How long before teams see ROI from framework implementation?

MEDDIC typically shows initial qualification improvements within 60-90 days, with measurable win rate increases appearing after one full sales cycle. MEDDPICC takes longer due to implementation complexity but delivers higher ROI in enterprise segments through reduced slippage and improved competitive win rates.

Can organizations transition from MEDDIC to MEDDPICC?

Absolutely. Many successful implementations start with MEDDIC to establish qualification discipline, then migrate enterprise segments to MEDDPICC once the foundation is solid. This approach minimizes change management risk while maximizing framework adoption across different deal types.
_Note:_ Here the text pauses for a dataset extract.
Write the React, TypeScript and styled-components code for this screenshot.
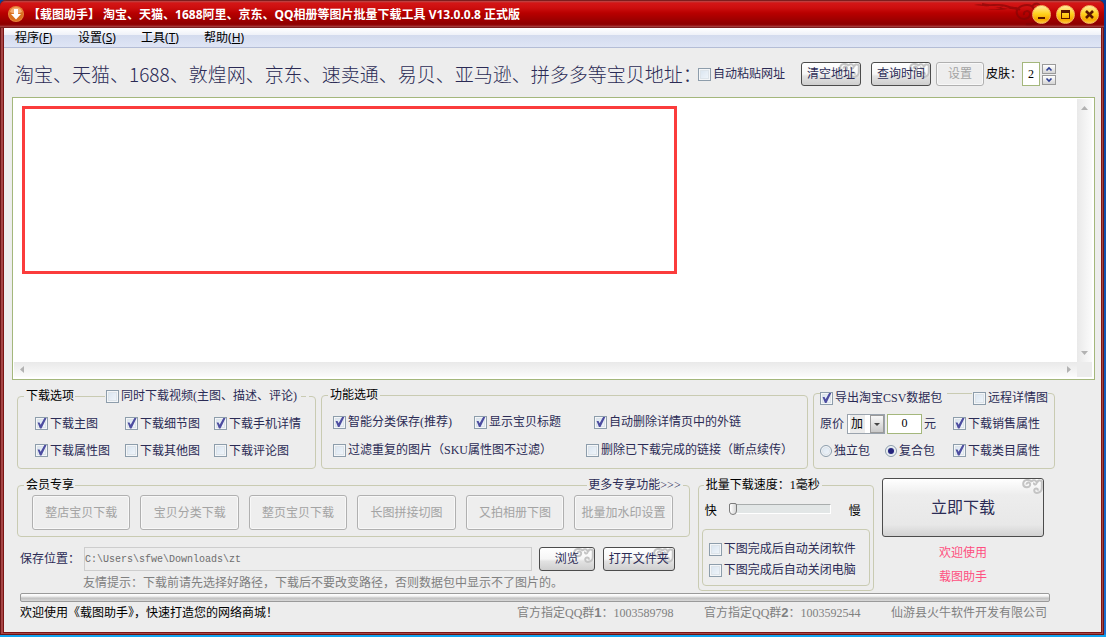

Choosing Your Framework for 2026

The MEDDIC vs MEDDPICC decision ultimately depends on where your revenue comes from and where it's headed. Teams primarily selling to mid-market accounts with straightforward buying processes should implement MEDDIC first, then evaluate MEDDPICC for strategic accounts. Organizations already focused on enterprise sales with complex procurement requirements benefit immediately from MEDDPICC's additional rigor.

Consider a hybrid approach for maximum effectiveness. Use MEDDIC as the universal baseline for all opportunities, then layer MEDDPICC requirements for deals above specific ACV thresholds or within strategic account segments. This strategy provides appropriate qualification rigor without overwhelming the entire sales organization with unnecessary complexity.

The key insight is that methodology selection should match your customers' buying complexity, not your desire for comprehensive qualification. Teams that align framework rigor with deal reality see the highest adoption rates and strongest business outcomes from their qualification investments.